8. When one is better than the other

Whether to create a clickable prototype or develop a minimal viable product (MVP) to test your startup idea depends on several factors, including the nature of your idea, your resources, and your goals. Here’s a breakdown of when each approach might be more appropriate:

Clickable Prototype:

  • Early Validation: Clickable prototypes are excellent for testing the concept and user experience of your idea at a very early stage. They allow you to gather feedback on the design, usability, and user flow without investing too much time and money in development.
  • Limited Resources: If you have limited resources, such as time, budget, or technical expertise, creating a prototype can be a cost-effective way to gauge interest and gather initial feedback before committing to development.
  • Complex Ideas: For complex or innovative concepts that require a clear visual representation to convey their value, a prototype can help potential users or investors better understand your vision.

Minimal Viable Product (MVP):

  • Functionality Testing: If your startup idea relies on a unique functionality or technology that cannot be adequately demonstrated through a prototype, building an MVP may be necessary.

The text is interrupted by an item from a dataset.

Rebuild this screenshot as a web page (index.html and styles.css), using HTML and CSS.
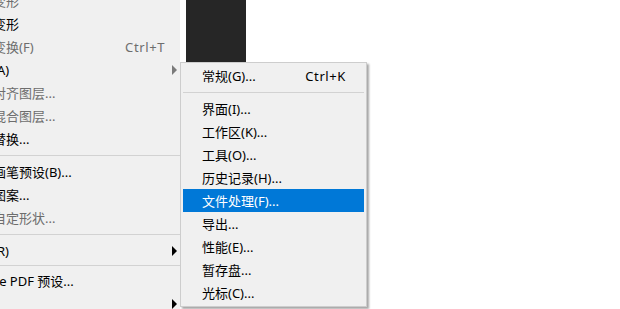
FILE: index.html
```html
<!DOCTYPE html>
<html lang="zh-CN">
<head>
<meta charset="UTF-8" />
<meta name="viewport" content="width=device-width, initial-scale=1" />
<title>编辑 - 首选项</title>
<link rel="stylesheet" href="styles.css">
</head>
<body>
<div class="desk">
    <ul class="menu menu-main">
        <li class="item off"><span class="label">操控变形</span></li>
        <li class="item"><span class="label">透视变形</span></li>
        <li class="item off"><span class="label">自由变换(F)</span><span class="keys">Ctrl+T</span><span class="arrow-cell"></span></li>
        <li class="item"><span class="label">变换(A)</span><span class="arrow-cell"><i class="arrow dim"></i></span></li>
        <li class="item off"><span class="label">自动对齐图层...</span></li>
        <li class="item off"><span class="label">自动混合图层...</span></li>
        <li class="item"><span class="label">天空替换...</span></li>
        <li class="sep"></li>
        <li class="item"><span class="label">定义画笔预设(B)...</span></li>
        <li class="item"><span class="label">定义图案...</span></li>
        <li class="item off"><span class="label">定义自定形状...</span></li>
        <li class="sep"></li>
        <li class="item"><span class="label">清理(R)</span><span class="arrow-cell"><i class="arrow"></i></span></li>
        <li class="sep sep-tight"></li>
        <li class="item"><span class="label">Adobe PDF 预设...</span></li>
        <li class="item"><span class="label">预设</span><span class="arrow-cell"><i class="arrow"></i></span></li>
    </ul>

    <div class="panel"></div>

    <ul class="menu menu-sub">
        <li class="item"><span class="label">常规(G)...</span><span class="keys">Ctrl+K</span></li>
        <li class="sep"></li>
        <li class="item"><span class="label">界面(I)...</span></li>
        <li class="item"><span class="label">工作区(K)...</span></li>
        <li class="item"><span class="label">工具(O)...</span></li>
        <li class="item"><span class="label">历史记录(H)...</span></li>
        <li class="item active"><span class="label">文件处理(F)...</span></li>
        <li class="item"><span class="label">导出...</span></li>
        <li class="item"><span class="label">性能(E)...</span></li>
        <li class="item"><span class="label">暂存盘...</span></li>
        <li class="item"><span class="label">光标(C)...</span></li>
    </ul>
</div>
</body>
</html>
```

FILE: styles.css
```css
body {
    margin: 0;
    background: #fff;
    font-family: "Noto Sans", "Noto Sans CJK SC", sans-serif;
    font-size: 13px;
    color: #000;
    overflow: hidden;
}
.desk {
    position: relative;
    display: flex;
    align-items: flex-start;
    height: 309px;
    overflow: hidden;
}
.menu {
    list-style: none;
    margin: 0;
    padding: 0;
    background: #f0f0f0;
}
.item {
    display: flex;
    align-items: center;
    height: 23px;
    white-space: nowrap;
}
.label {
    flex: 1;
}
.keys {
    letter-spacing: 0.6px;
}
.off {
    color: #6d6d6d;
}
.sep {
    height: 10px;
    display: flex;
    align-items: center;
}
.sep::before {
    content: "";
    flex: 1;
    border-top: 1px solid #d2d2d2;
}
.sep-tight {
    height: 7px;
}

/* main edit menu, clipped on the left by the window edge */
.menu-main {
    width: 235px;
    margin-left: -55px;
    margin-top: -11px;
    height: 330px;
}
.menu-main .item {
    padding-left: 22px;
    padding-right: 3px;
}
.menu-main .keys {
    margin-right: 7px;
}
.arrow-cell {
    width: 5px;
    display: flex;
    align-items: center;
}
.arrow {
    display: block;
    width: 0;
    height: 0;
    border-left: 5px solid #000;
    border-top: 5px solid transparent;
    border-bottom: 5px solid transparent;
}
.arrow.dim {
    border-left-color: #7a7a7a;
}

.panel {
    width: 60px;
    height: 62px;
    margin-left: 6px;
    background: #262626;
}

/* preferences flyout */
.menu-sub {
    position: absolute;
    left: 180px;
    top: 62px;
    width: 187px;
    box-sizing: border-box;
    padding: 1px 2px 2px;
    border: 1px solid #cdcdcd;
    box-shadow: 2px 2px 2px rgba(0, 0, 0, 0.35);
}
.menu-sub .item {
    padding-left: 19px;
    padding-right: 18px;
}
.menu-sub .active {
    background: #0078d7;
    color: #fff;
}
```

It allows you to test the core features and functionality of your product.
  • Market Validation: MVPs can help you validate whether there is a real demand for your product or service in the market. Real users can interact with your MVP and provide valuable insights.
  • Iterative Development: If you plan to develop your product incrementally and iterate based on user feedback, an MVP allows you to gather real-world data and insights for continuous improvement.
  • Investor Interest: Investors may be more inclined to fund startups that have a working MVP, as it demonstrates a higher level of commitment and progress.

In many cases, a combination of both approaches can be beneficial. You might start with a clickable prototype to test the initial concept and gather feedback. If the feedback is positive and suggests there is demand for your idea, you can then proceed to develop an MVP to test the functionality and scalability of your product.

Ultimately, the choice between a clickable prototype and an MVP depends on your specific circumstances and objectives. Consider factors such as your available resources, the complexity of your idea, your timeline, and your target audience when making this decision.